There are several ISO standards to which you can refer for guidance on correct sampling techniques, understanding particulate coding, and contamination control principals.

  • ISO 3722: Hydraulic fluid power – Fluid sample containers – Qualifying and controlling cleaning methods.
  • ISO 4021: Hydraulic fluid power – Particulate contamination analysis – Extraction of fluid samples from lines of an operating system.
  • ISO 4406: Hydraulic fluid power – Fluids – Method for coding the level of contamination by solid particles.
  • ISO/TR 15640: Hydraulic fluid power contamination control – General principles and guidelines for selection and application of hydraulic filters.

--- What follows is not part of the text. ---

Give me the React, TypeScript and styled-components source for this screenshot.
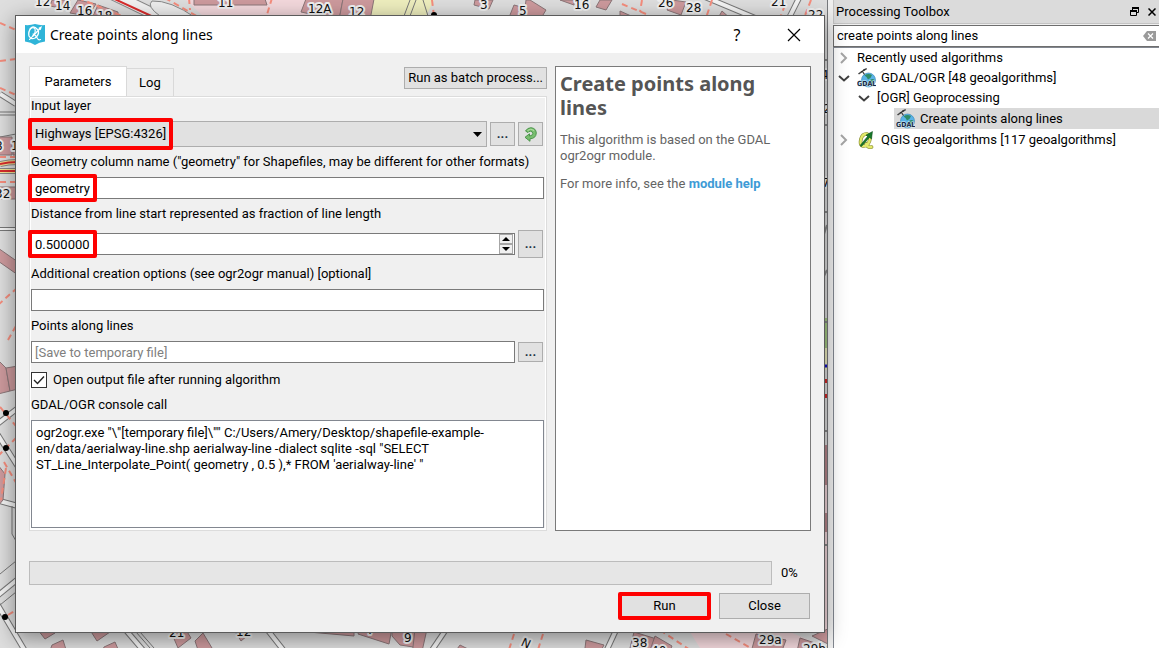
import React from "react";
import styled, { createGlobalStyle, css } from "styled-components";

const uiFont = `Roboto, "DejaVu Sans Condensed", sans-serif`;
const titleFont = `"Noto Sans", "Open Sans", sans-serif`;

const GlobalStyle = createGlobalStyle`
  *, *::before, *::after { box-sizing: border-box; }
  body { margin: 0; font: 13px/16px ${uiFont}; color: #000; background: #dcdcdc; }
  button, input, select, textarea { font: inherit; color: inherit; margin: 0; border-radius: 0; }
`;

const Workspace = styled.div`
  display: flex;
  height: 100vh;
  overflow: hidden;
`;

const MapPane = styled.main`
  position: relative;
  z-index: 1;
  flex: 1;
  min-width: 0;
  border-right: 1px solid #77797c;
`;

const MapCanvas = styled.svg`
  display: block;
  width: 100%;
  height: 100%;
`;

const MapLabel = styled.text`
  font: 12px "DejaVu Sans", sans-serif;
  fill: #111;
  stroke: #f0f0f0;
  stroke-width: 4px;
  stroke-linejoin: round;
  paint-order: stroke;
`;

const Dialog = styled.section`
  position: absolute;
  top: 15px;
  left: 15px;
  right: 2px;
  border: 1px solid #5b5b5b;
  background: #f0f0f0;
  box-shadow: 0 5px 20px rgba(0, 0, 0, 0.42);
`;

const TitleBar = styled.header`
  display: flex;
  align-items: center;
  height: 37px;
  padding: 0 9px;
  background: #fff;
`;

const DialogTitle = styled.h1`
  flex: 1;
  margin: 0 0 0 5px;
  font: 14px/20px ${titleFont};
`;

const CaptionButton = styled.button`
  display: grid;
  place-items: center;
  width: 42px;
  height: 36px;
  padding: 0;
  border: 0;
  background: none;
  font: 16px/20px ${titleFont};
  & + & { margin-left: 15px; }
`;

const DialogBody = styled.form`
  padding: 13px;
`;

const Columns = styled.div`
  display: grid;
  grid-template-columns: minmax(0, 518fr) minmax(0, 256fr);
  gap: 8px;
`;

const TabColumn = styled.div`
  display: flex;
  flex-direction: column;
`;

const TabRow = styled.div`
  display: flex;
  align-items: flex-end;
  height: 30px;
`;

const Tab = styled.button<{ $active?: boolean }>`
  height: ${(p) => (p.$active ? 30 : 28)}px;
  min-width: ${(p) => (p.$active ? 98 : 46)}px;
  padding: 0 12px;
  border: 1px solid #d9d9d9;
  border-bottom: 0;
  background: ${(p) => (p.$active ? "#fff" : "#f0f0f0")};
  & + & { border-left: 0; }
`;

const Push = css`
  border: 1px solid #adadad;
  background: #e1e1e1;
  padding: 0;
`;

const BatchButton = styled.button`
  ${Push}
  align-self: flex-start;
  height: 22px;
  margin: 1px 0 0 auto;
  padding: 0 3px;
`;

const TabPane = styled.div`
  flex: 1;
  padding: 1px 1px 2px;
  border: 1px solid #dcdcdc;
  background: #fff;
`;

const Fields = styled.div`
  display: flex;
  flex-direction: column;
  gap: 7px;
  padding-right: 1px;
  background: #f0f0f0;
`;

const FieldLabel = styled.label`
  height: 16px;
  white-space: nowrap;
`;

const FieldRow = styled.div<{ $height: number }>`
  display: flex;
  align-items: center;
  gap: 3px;
  height: ${(p) => p.$height}px;
`;

const Control = styled.div`
  position: relative;
  flex: 1;
  display: flex;
`;

const TextInput = styled.input`
  width: 100%;
  height: 22px;
  padding: 0 3px;
  border: 1px solid #7a7a7a;
  background: #fff;
  outline: 0;
  appearance: textfield;
  &::placeholder { color: #808080; opacity: 1; }
  &::-webkit-inner-spin-button { appearance: none; margin: 0; }
`;

const Select = styled.select`
  width: 100%;
  height: 26px;
  padding: 0 3px;
  border: 1px solid #adadad;
  background: #e1e1e1;
  appearance: none;
`;

const Caret = styled.svg`
  position: absolute;
  right: 5px;
  top: 11px;
  pointer-events: none;
`;

const SpinButtons = styled.div`
  position: absolute;
  top: 1px;
  right: 2px;
  display: grid;
`;

const SpinButton = styled.button`
  display: grid;
  place-items: center;
  width: 14px;
  height: 10px;
  padding: 0;
  border: 1px solid #a6a6a6;
  background: #f0f0f0;
`;

const ToolButton = styled.button<{ $height: number }>`
  ${Push}
  display: grid;
  place-items: center;
  flex: none;
  width: 25px;
  height: ${(p) => p.$height}px;
  font-weight: bold;
  color: #1c3344;
  &:last-child { margin-right: 1px; }
`;

const Highlight = styled.span<{ $width: number }>`
  position: absolute;
  top: -3px;
  bottom: -3px;
  left: -3px;
  width: ${(p) => p.$width}px;
  border: 4px solid #fe0000;
  border-radius: 2px;
  pointer-events: none;
`;

const CheckRow = styled.label`
  display: flex;
  align-items: center;
  gap: 6px;
  height: 20px;
`;

const Checkbox = styled.input`
  width: 16px;
  height: 16px;
  margin: 0;
  border: 1px solid #333;
  background: #fff;
  appearance: none;
`;

const CheckBoxFrame = styled.span`
  position: relative;
  display: flex;
  svg { position: absolute; inset: 0; }
`;

const Console = styled.textarea`
  display: block;
  width: 100%;
  height: 108px;
  padding: 4px;
  border: 1px solid #828790;
  background: #fff;
  resize: none;
  outline: 0;
`;

const Help = styled.article`
  border: 1px solid #7a7a7a;
  background: #fff;
  padding: 5px 4px;
  color: #646464;
  h2 { margin: 0 0 12px; font: bold 20px/24px ${titleFont}; color: #555; }
  p { margin: 0 0 12px; }
  a { color: #3e9bd6; font-weight: bold; text-decoration: none; }
`;

const ProgressRow = styled.div`
  display: grid;
  grid-template-columns: 1fr 30px;
  align-items: center;
  gap: 9px;
  margin-top: 30px;
`;

const Track = styled.div`
  height: 24px;
  border: 1px solid #bcbcbc;
  background: #e6e6e6;
`;

const Actions = styled.div`
  display: flex;
  justify-content: flex-end;
  gap: 9px;
  padding: 8px 1px 0;
`;

const ActionSlot = styled.div`
  position: relative;
`;

const ActionButton = styled.button`
  ${Push}
  width: 91px;
  height: 26px;
`;

const ActionHighlight = styled.span`
  position: absolute;
  inset: -1px;
  border: 4px solid #fe0000;
  border-radius: 2px;
  pointer-events: none;
`;

const Splitter = styled.div`
  width: 5px;
  background: #f0f0f0;
`;

const Toolbox = styled.aside`
  display: flex;
  flex-direction: column;
  width: 326px;
  background: #fff;
`;

const ToolboxHeader = styled.header`
  display: flex;
  align-items: center;
  gap: 9px;
  height: 24px;
  padding: 0 3px 0 2px;
  border: 1px solid #c3c3c3;
  border-top: 0;
  border-right: 0;
  background: #dbdbdb;
  h2 { flex: 1; margin: 0; font-size: 13px; font-weight: normal; line-height: 16px; }
`;

const DockButton = styled.button`
  display: grid;
  padding: 0;
  border: 0;
  background: none;
`;

const SearchBox = styled.div`
  position: relative;
  display: flex;
  height: 23px;
  padding-top: 1px;
  background: #f0f0f0;
`;

const SearchInput = styled.input`
  flex: 1;
  padding: 0 3px;
  border: 1px solid #6e6e6e;
  border-right: 0;
  background: #fff;
  outline: 0;
`;

const ClearButton = styled(DockButton)`
  position: absolute;
  top: 7px;
  right: 3px;
`;

const Tree = styled.ul`
  flex: 1;
  margin: 0;
  padding: 0;
  border-left: 1px solid #828790;
  border-top: 1px solid #828790;
  list-style: none;
`;

const TreeRow = styled.li<{ $indent: number; $height?: number }>`
  display: flex;
  align-items: center;
  height: ${(p) => p.$height ?? 20}px;
  padding-left: ${(p) => p.$indent}px;
  white-space: nowrap;
`;

const Twisty = styled.svg`
  flex: none;
  margin-right: 5px;
`;

const TreeItem = styled.span<{ $selected?: boolean }>`
  display: flex;
  align-items: center;
  align-self: stretch;
  flex: 1;
  gap: 5px;
  padding-left: 2px;
  background: ${(p) => (p.$selected ? "#d9d9d9" : "transparent")};
`;

const houseNumbers: [string, number, number][] = [
  ["12", 35, 6], ["14", 55, 10], ["16", 77, 15], ["18", 97, 20], ["11", 218, 7], ["12A", 308, 13], ["12", 349, 16],
  ["3", 480, 9], ["5", 519, 15], ["16", 574, 9], ["26", 658, 7], ["28", 686, 12], ["21", 771, 6], ["22", 808, 19],
  ["8", -5, 150], ["1", 11, 150], ["32", -5, 198], ["7", 822, 187], ["4", 821, 79], ["2", 823, 113],
  ["21", 169, 637], ["12", 236, 636], ["7", 367, 634], ["9", 404, 642], ["38", 632, 647], ["40", 651, 655], ["29a", 759, 644], ["29b", 803, 653],
];

const streets = [
  "M0 94L16 104", "M705 -3L760 20", "M800 -4L788 20",
  "M-4 425L18 408", "M-4 432L20 470", "M-4 500L18 506", "M-4 597L18 579", "M-4 602L28 656",
  "M124 628L148 656", "M266 628L288 656", "M447 628L428 656", "M617 628L604 656", "M528 644L520 656",
];

const buildings = [
  "M78 0L70 13L88 16L96 4z", "M52 0L50 6L66 9L70 0z", "M98 5L92 18H118L118 12z",
  "M194 -1V5H267L265 -1z", "M306 -1L301 12L339 20L343 -1z", "M343 -1L339 20H370L374 -1z",
  "M475 0L474 5L489 9L493 0z", "M514 5L508 20H540L546 10L530 0H526L525 8z", "M560 0L574 5V0z", "M600 0L596 7L606 10L612 0z",
  "M672 0L667 10L681 15L686 2z", "M722 11L716 22L732 20z", "M620 11L640 20H620z",
  "M-2 137H12V155H-2z", "M13 140H20V155H13z", "M-2 187H18V199H-2z", "M-2 248L18 262V275L-2 261z",
  "M-2 360L6 368L10 391L-2 394z", "M6 368L18 366V389L10 391z", "M-2 465L5 474L3 500L-2 506z",
  "M38 630L45 639L55 633z", "M90 630L97 641L110 632z", "M52 645L63 640L68 656H48z", "M104 647L115 642L121 656H100z",
  "M172 634L186 630L191 638L178 648z", "M195 641L203 633L212 648L200 656z", "M236 633L241 641L247 636z",
  "M286 630L354 636V628z", "M358 634L389 644L392 628H360z", "M392 636L400 645L420 648V628H392z",
  "M415 629H427L421 656H412z", "M460 645L482 656H452z", "M586 640L604 645L598 656H584z", "M634 632L660 640L650 656H628z",
  "M655 636L672 646L668 656H648z", "M756 634L786 640L780 656H750z", "M800 638L830 648V656H796z", "M812 636L830 628V645z",
];

const footpaths = [
  "M78 -2L132 20", "M165 -2L200 18", "M189 -2L190 10", "M272 -2L266 18", "M432 0L434 16", "M0 23L16 30", "M0 61L16 59",
  "M0 88L16 95", "M0 157H16", "M0 182H16", "M-2 305L16 289", "M8 340L16 326", "M0 407L16 426", "M-2 456L16 438", "M6 468L1 500",
  "M4 462L18 486", "M8 615L16 610", "M622 4L646 14", "M642 0L640 12", "M712 0L706 18", "M785 5L780 18", "M811 0L804 18",
  "M514 634L507 656", "M543 634L536 656", "M660 630L690 650", "M726 634L765 656",
];

const MapArt = () => (
  <MapCanvas viewBox="0 0 827 648" preserveAspectRatio="xMinYMin slice" aria-label="City map">
    <rect width="827" height="648" fill="#dedede" />
    <path d="M186 0H372L366 18H205z M690 632H790L827 648H700z M806 632H827V460H806z" fill="#f3d8dc" />
    <path d="M372 0H434L425 18H366z M812 348H827V370H812z" fill="#eeeebe" />
    <path d="M812 318H827V348H812z" fill="#a5cb84" />
    <g fill="none">
      {streets.map((d) => <path key={d} d={d} stroke="#777" strokeWidth="6" />)}
      {streets.map((d) => <path key={d} d={d} stroke="#f4f4f4" strokeWidth="4" />)}
      <path d="M112 -6L166 20" stroke="#888" strokeWidth="12" />
      <path d="M112 -6L166 20" stroke="#f2f2f2" strokeWidth="10" />
      <path d="M108 -4L160 20" stroke="#d82c2c" strokeWidth="2" />
      <path d="M196 18Q170 0 152 1Q146 6 160 16" fill="#eee" stroke="#888" />
      <path d="M0 164Q8 162 18 162M0 171H18" stroke="#888" strokeWidth="6" />
      <path d="M0 164Q8 162 18 162M0 171H18" stroke="#f3e493" strokeWidth="4" />
      <path d="M0 164Q8 162 18 162M0 171H18" stroke="#d82c2c" strokeWidth="2" />
      <path d="M0 229H16" stroke="#777" strokeWidth="4" />
      <path d="M0 229H16" stroke="#f4f4f4" strokeWidth="2" />
      <path d="M0 112H16M0 115H16M0 137L16 134M0 574L16 561M0 605L16 592M136 632L150 648M140 632L154 648M12 506V534L16 541M410 0L404 16M416 0L410 16M423 0L428 16" stroke="#777" />
      <path d="M822 60H827M822 125H827M822 212H827M822 322H827M822 431H827M822 545H827M827 225L822 240M827 270L822 280" stroke="#888" strokeWidth="2" />
      <path d="M822 366H827" stroke="#1111c8" strokeWidth="3" />
      <path d="M822 381H827M822 396H827" stroke="#d52828" strokeWidth="4" />
    </g>
    {buildings.map((d) => <path key={d} d={d} fill="#cd9a9d" stroke="#8b7678" />)}
    <path d="M822 445H827V485H822z M822 513H827V532H822z" fill="#b9878c" />
    <g fill="none" stroke="#f58d7d" strokeWidth="2" strokeDasharray="6 4">
      {footpaths.map((d) => <path key={d} d={d} />)}
    </g>
    <g fill="#000">
      <circle cx="6" cy="413" r="3" /><circle cx="6" cy="448" r="3" /><circle cx="5" cy="617" r="3" /><circle cx="434" cy="15" r="3" />
    </g>
    {houseNumbers.map(([t, x, y]) => <MapLabel key={t + x} x={x} y={y}>{t}</MapLabel>)}
    <MapLabel transform="translate(532 641) rotate(-155)">N</MapLabel>
  </MapCanvas>
);

const QgisBadge = () => (
  <svg width="20" height="21" viewBox="0 0 20 21" aria-hidden="true">
    <path d="M0 1Q5 1.500 10 0Q15 1.500 20 1V17.500Q14 18 10 21Q6 18 0 17.500z" fill="#2fb4d8" />
    <g fill="none" stroke="#fff" strokeLinecap="round">
      <path d="M12.500 5.500Q9 1.500 6 4Q3 7.500 4 12Q6 16 10 14Q14 11 13.500 7.500" strokeWidth="1.300" />
      <path d="M5 5Q8 2.500 10 5Q11 8 8.500 11Q6.500 14 4.500 15.500M8 10Q11 11 12.500 14.500Q13.500 16.500 15.500 15.500" strokeWidth="1.100" />
      <path d="M8 12L15.500 4" strokeWidth="1.300" />
    </g>
    <path d="M17 2L15.700 6.300L13.300 4z" fill="#fff" />
  </svg>
);

const IconLabel = styled.text`
  font: bold 7px "DejaVu Sans Condensed", sans-serif;
  fill: #132944;
  stroke: #dcecf5;
  stroke-width: 1px;
  paint-order: stroke;
`;

const GdalIcon = () => (
  <svg width="19" height="20" viewBox="0 0 19 20" aria-hidden="true">
    <circle cx="11.500" cy="12" r="7" fill="#5ab2e6" stroke="#2f83b5" strokeWidth="0.600" />
    <path d="M7.500 7.500Q11 5 15 7L13.500 10L11 11.500L9.500 9zM13 12Q16 10 17.500 12L16 16L14 15z" fill="#2f8c68" />
    <path d="M1 5.500L4.500 3L5.500 4L2 6.500zM6 1.500L9.500 0L10 1.200L7 3z" fill="#444" />
    <path d="M4 4L8 1.500M5.500 3.500L7.500 6.500" stroke="#333" strokeWidth="1.200" />
    <IconLabel x="0" y="18">GDAL</IconLabel>
  </svg>
);

const QIcon = () => (
  <svg width="19" height="20" viewBox="0 0 19 20" aria-hidden="true">
    <g fill="none" strokeLinecap="round">
      <path d="M10 4Q5.500 3.500 4 9Q2.500 15.500 6 16Q10.500 16.500 12.500 11Q14 5 10 4M9 14Q11 18 14.500 17" stroke="#84892e" strokeWidth="3.600" />
      <path d="M10 4Q5.500 3.500 4 9Q2.500 15.500 6 16Q10.500 16.500 12.500 11Q14 5 10 4M9 14Q11 18 14.500 17" stroke="#e2e96b" strokeWidth="2.400" />
    </g>
    <path d="M3 15.500L10.500 6.500L9 5L15.500 1.500L14.500 9L12.500 7.500L4.500 16.500z" fill="#17772b" stroke="#0b4c18" strokeWidth="0.500" />
  </svg>
);

const IterateIcon = () => (
  <svg width="13" height="15" viewBox="0 0 13 15" aria-hidden="true">
    <path d="M1.500 4Q3.500 0.700 7 0.700Q12 1.200 12.300 6Q12 11.500 6 11.800V14.300L1 10.300L5.500 6.800V9Q8.600 8.800 8.800 6.500Q8.600 4.300 6.500 4.200Q4.800 4.200 4 5.600z" fill="#79be70" stroke="#438e43" strokeWidth="0.900" />
    <path d="M3.500 3.500Q7 0.800 10 3.500" fill="none" stroke="#b4e2a5" />
  </svg>
);

const Chevron = ({ open }: { open?: boolean }) => (
  <Twisty width="12" height="12" viewBox="0 0 12 12" aria-hidden="true">
    <path d={open ? "M1 4L6 8.500L11 4" : "M3 1L8 6L3 11"} fill="none" stroke={open ? "#404040" : "#a5a5a5"} strokeWidth="2" />
  </Twisty>
);

const consoleCall = `ogr2ogr.exe "\\"[temporary file]\\"" C:/Users/Amery/Desktop/shapefile-example-en/data/aerialway-line.shp aerialway-line -dialect sqlite -sql "SELECT ST_Line_Interpolate_Point( geometry , 0.5 ),* FROM 'aerialway-line' "`;

export default function App() {
  return (
    <Workspace>
      <GlobalStyle />
      <MapPane>
        <MapArt />
        <Dialog role="dialog" aria-labelledby="dialog-title">
          <TitleBar>
            <QgisBadge />
            <DialogTitle id="dialog-title">Create points along lines</DialogTitle>
            <CaptionButton type="button" aria-label="Help">?</CaptionButton>
            <CaptionButton type="button" aria-label="Close window">
              <svg width="14" height="14" viewBox="0 0 14 14"><path d="M1 1L13 13M13 1L1 13" stroke="#000" strokeWidth="1.200" /></svg>
            </CaptionButton>
          </TitleBar>
          <DialogBody onSubmit={(e) => e.preventDefault()}>
            <Columns>
              <TabColumn>
                <TabRow>
                  <Tab type="button" $active>Parameters</Tab>
                  <Tab type="button">Log</Tab>
                  <BatchButton type="button">Run as batch process...</BatchButton>
                </TabRow>
                <TabPane>
                  <Fields>
                    <FieldLabel htmlFor="layer">Input layer</FieldLabel>
                    <FieldRow $height={26}>
                      <Control>
                        <Select id="layer"><option>Highways [EPSG:4326]</option></Select>
                        <Caret width="9" height="5" viewBox="0 0 9 5"><path d="M0 0H9L4.500 5z" /></Caret>
                        <Highlight $width={145} />
                      </Control>
                      <ToolButton type="button" $height={24} aria-label="Browse input layer">...</ToolButton>
                      <ToolButton type="button" $height={24} aria-label="Iterate over this layer"><IterateIcon /></ToolButton>
                    </FieldRow>
                    <FieldLabel htmlFor="column">Geometry column name ("geometry" for Shapefiles, may be different for other formats)</FieldLabel>
                    <Control>
                      <TextInput id="column" defaultValue="geometry" />
                      <Highlight $width={69} />
                    </Control>
                    <FieldLabel htmlFor="distance">Distance from line start represented as fraction of line length</FieldLabel>
                    <FieldRow $height={30}>
                      <Control>
                        <TextInput id="distance" type="number" step="any" defaultValue="0.500000" />
                        <SpinButtons>
                          <SpinButton type="button" aria-label="Increase"><svg width="8" height="4" viewBox="0 0 8 4"><path d="M0 4H8L4 0z" /></svg></SpinButton>
                          <SpinButton type="button" aria-label="Decrease"><svg width="8" height="4" viewBox="0 0 8 4"><path d="M0 0H8L4 4z" /></svg></SpinButton>
                        </SpinButtons>
                        <Highlight $width={69} />
                      </Control>
                      <ToolButton type="button" $height={28} aria-label="Set distance">...</ToolButton>
                    </FieldRow>
                    <FieldLabel htmlFor="options">Additional creation options (see ogr2ogr manual) [optional]</FieldLabel>
                    <Control><TextInput id="options" /></Control>
                    <FieldLabel htmlFor="output">Points along lines</FieldLabel>
                    <FieldRow $height={22}>
                      <Control><TextInput id="output" placeholder="[Save to temporary file]" /></Control>
                      <ToolButton type="button" $height={20} aria-label="Browse output file">...</ToolButton>
                    </FieldRow>
                    <CheckRow>
                      <CheckBoxFrame>
                        <Checkbox type="checkbox" defaultChecked />
                        <svg width="16" height="16" viewBox="0 0 16 16" aria-hidden="true"><path d="M3 8L6.500 11.500L13 4.500" fill="none" stroke="#222" strokeWidth="1.400" /></svg>
                      </CheckBoxFrame>
                      Open output file after running algorithm
                    </CheckRow>
                    <FieldLabel htmlFor="console">GDAL/OGR console call</FieldLabel>
                    <Console id="console" readOnly spellCheck={false} defaultValue={consoleCall} />
                  </Fields>
                </TabPane>
              </TabColumn>
              <Help>
                <h2>Create points along lines</h2>
                <p>This algorithm is based on the GDAL ogr2ogr module.</p>
                <p>For more info, see the <a href="#help">module help</a></p>
              </Help>
            </Columns>
            <ProgressRow>
              <Track role="progressbar" aria-valuenow={0} aria-label="Progress" />
              <span>0%</span>
            </ProgressRow>
            <Actions>
              <ActionSlot><ActionButton type="submit">Run</ActionButton><ActionHighlight /></ActionSlot>
              <ActionSlot><ActionButton type="button">Close</ActionButton></ActionSlot>
            </Actions>
          </DialogBody>
        </Dialog>
      </MapPane>
      <Splitter />
      <Toolbox>
        <ToolboxHeader>
          <h2>Processing Toolbox</h2>
          <DockButton type="button" aria-label="Float panel">
            <svg width="9" height="9" viewBox="0 0 9 9" fill="none" stroke="#000"><path d="M2.500 3V1H8.500V5.500H6.500" /><path d="M2 1H9" strokeWidth="2" /><path d="M0.500 4H6.500V8.500H0.500z" /><path d="M0 4H7" strokeWidth="2" /></svg>
          </DockButton>
          <DockButton type="button" aria-label="Close panel">
            <svg width="8" height="8" viewBox="0 0 8 8"><path d="M0.500 0.500L7.500 7.500M7.500 0.500L0.500 7.500" stroke="#000" strokeWidth="1.500" /></svg>
          </DockButton>
        </ToolboxHeader>
        <SearchBox>
          <SearchInput aria-label="Search algorithms" defaultValue="create points along lines" />
          <ClearButton type="button" aria-label="Clear search">
            <svg width="13" height="10" viewBox="0 0 13 10"><path d="M0 5L4 0H13V10H4z" fill="#9a9a9a" /><path d="M5 2.500L10 7.500M10 2.500L5 7.500" stroke="#fff" strokeWidth="1.200" /></svg>
          </ClearButton>
        </SearchBox>
        <Tree>
          <TreeRow $indent={4}><Chevron /><TreeItem>Recently used algorithms</TreeItem></TreeRow>
          <TreeRow $indent={4}><Chevron open /><TreeItem><GdalIcon />GDAL/OGR [48 geoalgorithms]</TreeItem></TreeRow>
          <TreeRow $indent={24}><Chevron open /><TreeItem>[OGR] Geoprocessing</TreeItem></TreeRow>
          <TreeRow $indent={60} $height={21}><TreeItem $selected><GdalIcon />Create points along lines</TreeItem></TreeRow>
          <TreeRow $indent={4} $height={22}><Chevron /><TreeItem><QIcon />QGIS geoalgorithms [117 geoalgorithms]</TreeItem></TreeRow>
        </Tree>
      </Toolbox>
    </Workspace>
  );
}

The fluid power professional who assessed the system can provide guidance on establishing parameters for flagging the results. This not only relates to the particle count, but also to the total acid number, viscosity, water, and so on. These parameters are unique to each system, and what is normal for one might be flagged as unacceptable or severe for another.

I’ve designed hydraulic systems for drilling rigs in the oil and gas industry, which is one of the harshest environments you can imagine. I’ve also designed training for the operational and maintenance groups, including proper oil-sampling techniques and interpreting results. Some of these rigs have been working in the field for more than seven years and are still running the original piston pumps. They are also achieving cleanliness codes of 15/12/9. Anyone who is familiar with ISO 4406 knows that’s aerospace clean. It’s no coincidence that systems with clean oil also have components with an extended service life.

Controlling contamination in a hydraulic system is one part of a preventative maintenance program. It pays dividends immediately, and it does so for the life of the equipment.